High-energy limit of collision-induced false vacuum decay

Abstract

We develop a consistent semiclassical description of field-theoretic collision-induced tunneling at arbitrary high collision energies. As a playground we consider a (1+1)-dimensional false vacuum decay initiated by a collision of N particles at energy E, paying special attention to the realistic case of N=2 particles. We demonstrate that the cross section of this process is exponentially suppressed at all energies. Moreover, the respective suppressesion exponent FN(E) exhibits a specific behavior which is significant for our semiclassical method and assumed to be general: it decreases with energy, reaches absolute minimum F=Fmin(N) at a certain threshold energy E=Ert(N), and stays constant at higher energies.
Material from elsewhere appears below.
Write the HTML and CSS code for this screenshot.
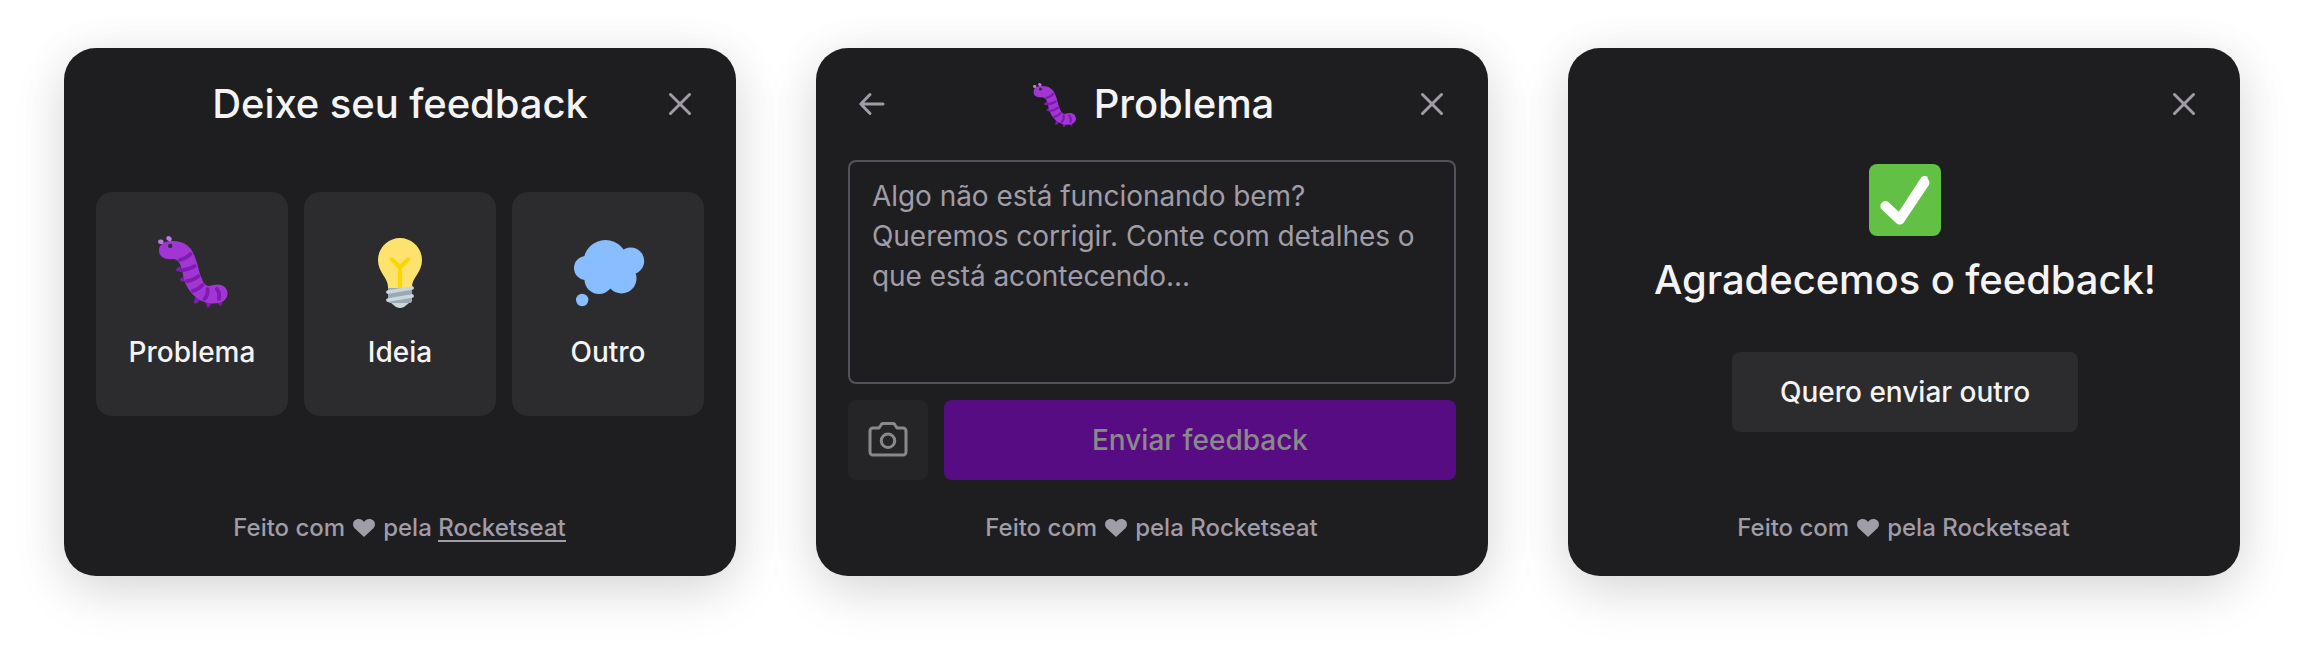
FILE: index.html
```html
<!DOCTYPE html>
<html lang="pt-BR">
<head>
<meta charset="utf-8">
<title>Feedback widget</title>
<link rel="stylesheet" href="styles.css">
</head>
<body>
<svg class="sprite" aria-hidden="true">
  <symbol id="close" viewBox="0 0 32 32"><path d="M25.500 6.500 6.500 25.500M25.500 25.500 6.500 6.500" /></symbol>
  <symbol id="back" viewBox="0 0 32 32"><path d="M27 16H5M14 6.500 4.800 16l9.200 9.500" /></symbol>
  <symbol id="heart" viewBox="0 0 22 20"><path d="M11 19 1.900 10.400C-2 6.500.6 1 5.600 1 8 1 9.900 2.100 11 3.900 12.100 2.100 14 1 16.400 1c5 0 7.600 5.500 3.700 9.400Z"/></symbol>
  <symbol id="bug" viewBox="-3 0 110 100">
    <g fill="#7f1caf">
      <path d="M40 46l-4 3q-1 3 6 3zM44 56l-4 3q-1 3 6 3zM55 77l-1 6q2 2 6-3zM65 81l2 6q2 2 5-5zM76 81l4 5q3-1 2-6z"/>
    </g>
    <g fill="none" stroke="#b97ae2" stroke-linecap="round">
      <path stroke-width="2" d="M24 25l-3-3M31 22l-2-3"/>
      <path stroke-width="4.600" d="M20.300 21.700h1M28.500 18.300l1 .6"/>
    </g>
    <path fill="#a136d4" d="M19 30.500C19 24 25 21 33 21c11 0 18 5 22 16 3 8 4 16 7 22 1.500 4 3.500 7 7 7 3-1 6-1.500 9-1.500 5.500 0 9.500 4 9.500 9 0 6.500-6 10-14 10-13 0-22-8-27-18-5-11-4-27-14-26.500-8 1-13.500-2.500-13.500-8.500z"/>
    <g fill="none" stroke="#7f1caf" stroke-width="3.800" stroke-linecap="round">
      <path d="M40 40q7-2 10.500-6M43.500 50q7-1 11-4M47 61q7-1 11.500-5M53 71q6-2 9.500-6M64.500 79q4-4 3-10M79 79q1-6-2-10"/>
    </g>
    <circle cx="30.200" cy="26" r="2.200" fill="#292f33"/>
  </symbol>
</svg>
<main class="board">
  <section class="card">
    <header class="head">
      <h1 class="title">Deixe seu feedback</h1>
      <button class="icon-btn close"><svg><use href="#close"/></svg></button>
    </header>
    <div class="options">
      <button class="option"><svg class="pic"><use href="#bug"/></svg>Problema</button>
      <button class="option">
        <svg class="pic" viewBox="0 0 110 100">
          <path fill="#fde26d" d="M55 18c12 0 22 10 22 22 0 13-10 17-10 27v3H43v-3c0-10-10-14-10-27 0-12 10-22 22-22z"/>
          <path fill="none" stroke="#ffd500" stroke-width="4" stroke-linecap="round" stroke-linejoin="round" d="M47 39.500l8 8 8-8"/>
          <path stroke="#ffd500" stroke-width="4" d="M55 47v21"/>
          <path fill="#99aab5" d="M43 68h24v13q0 2-3 2H46q-3 0-3-2z"/>
          <path fill="#ccd6dd" d="M46 83h18l-5 4q-4 2-8 0z"/>
          <path stroke="#ccd6dd" stroke-width="3.800" stroke-linecap="round" d="M43 72l24-4M43 80l24-4"/>
        </svg>Ideia</button>
      <button class="option">
        <svg class="pic" viewBox="1 0 110 100">
          <g fill="#88beff">
            <circle cx="53.500" cy="42" r="22"/><circle cx="78.700" cy="41" r="13.500"/><circle cx="34" cy="48" r="12"/><circle cx="47" cy="59.500" r="14.500"/><circle cx="69.500" cy="58.500" r="15"/><circle cx="30.200" cy="80" r="6.200"/>
          </g>
        </svg>Outro</button>
    </div>
    <footer class="foot"><span>Feito com</span><svg><use href="#heart"/></svg><span>pela <a class="link">Rocketseat</a></span></footer>
  </section>

  <section class="card">
    <header class="head">
      <button class="icon-btn back"><svg><use href="#back"/></svg></button>
      <h1 class="title"><svg class="title-pic"><use href="#bug"/></svg>Problema</h1>
      <button class="icon-btn close"><svg><use href="#close"/></svg></button>
    </header>
    <div class="field">Algo não está funcionando bem? Queremos corrigir. Conte com detalhes o que está acontecendo...</div>
    <div class="actions">
      <button class="camera"><svg viewBox="0 0 256 256"><path d="M208 208H48a16 16 0 0 1-16-16V80a16 16 0 0 1 16-16h32l16-24h64l16 24h32a16 16 0 0 1 16 16v112a16 16 0 0 1-16 16Z"/><circle cx="128" cy="132" r="36"/></svg></button>
      <button class="send">Enviar feedback</button>
    </div>
    <footer class="foot"><span>Feito com</span><svg><use href="#heart"/></svg><span>pela Rocketseat</span></footer>
  </section>

  <section class="card">
    <header class="head">
      <button class="icon-btn close"><svg><use href="#close"/></svg></button>
    </header>
    <div class="done">
      <svg class="check" viewBox="0 0 36 36"><rect width="36" height="36" rx="4" fill="#62c044"/><path fill="#fff" d="M29.280 6.362a2.502 2.502 0 0 0-3.458.736L14.936 23.877l-5.029-4.650a2.500 2.500 0 1 0-3.394 3.671l7.209 6.666c.48.445 1.090.665 1.696.665.673 0 1.534-.282 2.099-1.139.332-.506 12.209-18.270 12.209-18.270a2.500 2.500 0 0 0-.446-3.458z"/></svg>
      <h1 class="title">Agradecemos o feedback!</h1>
      <button class="again">Quero enviar outro</button>
    </div>
    <footer class="foot"><span>Feito com</span><svg><use href="#heart"/></svg><span>pela Rocketseat</span></footer>
  </section>
</main>
</body>
</html>
```
FILE: styles.css
```css
* { box-sizing: border-box; }
body { margin: 0; background: #fff; font-family: Inter, "Liberation Sans", sans-serif; }
button { border: 0; padding: 0; margin: 0; background: none; font: inherit; color: inherit; }
.sprite { position: absolute; width: 0; height: 0; }
.board { display: flex; gap: 80px; padding: 48px 64px; height: 656px; overflow: hidden; }
.card {
  width: 672px; height: 528px; padding: 32px; flex: none;
  display: flex; flex-direction: column;
  background: #1e1e20; color: #f4f4f5; border-radius: 32px;
  box-shadow: 0 8px 48px rgba(0, 0, 0, .08), 0 16px 56px rgba(0, 0, 0, .1);
}
.head { position: relative; height: 48px; flex: none; display: flex; justify-content: center; }
.title { margin: 0; font-size: 40px; line-height: 48px; font-weight: 500; letter-spacing: -.08px; display: flex; align-items: center; gap: 16px; white-space: nowrap; }
.title-pic { width: 68px; height: 62px; margin: 0 -10px; }
.icon-btn { position: absolute; top: 8px; width: 32px; height: 32px; }
.close { right: 8px; }
.back { left: 8px; }
.icon-btn svg { display: block; width: 32px; height: 32px; fill: none; stroke: #a09ca8; stroke-width: 3; stroke-linecap: round; stroke-linejoin: round; }
.options { display: grid; grid-template-columns: repeat(3, 192px); gap: 16px; margin-top: 64px; }
.option { height: 224px; padding-top: 28px; border-radius: 16px; background: #2c2c2e; font-size: 28px; line-height: 48px; font-weight: 500; display: flex; flex-direction: column; align-items: center; }
.pic { width: 110px; height: 100px; flex: none; margin-bottom: 8px; }
.foot { margin-top: auto; height: 32px; display: flex; justify-content: center; align-items: center; font-size: 24px; line-height: 32px; font-weight: 500; color: #a09ca8; padding-right: 1px; }
.foot svg { width: 22px; height: 20px; margin: 0 8px; fill: #a09ca8; }
.link { box-shadow: inset 0 -2px 0 #a09ca8; }
.field { margin-top: 32px; height: 224px; border: 2px solid #52525b; border-radius: 8px; padding: 14px 22px; font-size: 28px; line-height: 40px; letter-spacing: -.05px; color: #a09ca8; }
.actions { display: flex; gap: 16px; margin-top: 16px; height: 80px; }
.camera { width: 80px; border-radius: 8px; background: #252527; display: flex; align-items: center; justify-content: center; }
.camera svg { width: 48px; height: 48px; fill: none; stroke: #898989; stroke-width: 16; stroke-linejoin: round; }
.send { flex: 1; border-radius: 8px; background: #580c83; color: #898989; font-size: 28px; font-weight: 500; }
.done { display: flex; flex-direction: column; align-items: center; padding: 36px 0 0 2px; }
.check { width: 72px; height: 72px; margin-bottom: 20px; }
.again { margin-top: 48px; height: 80px; padding: 0 48px; border-radius: 8px; background: #2c2c2e; font-size: 28px; font-weight: 500; }
```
We show that the minimal suppression Fmin(N) and threshold energy can be evaluated using a special class of semiclassical solutions which describe exponentially suppressed transitions but nevertheless evolve in real time. Importantly, we argue that the cross section at energies above Ert(N) is computed perturbatively in the background of the latter solutions, and the terms of this perturbative expansion stay bounded in the infinite-energy limit. Transitions in the high-energy regime proceed via emission of many soft quanta with total energy Ert; the energy excess E-Ert remains in the colliding particles till the end of the process.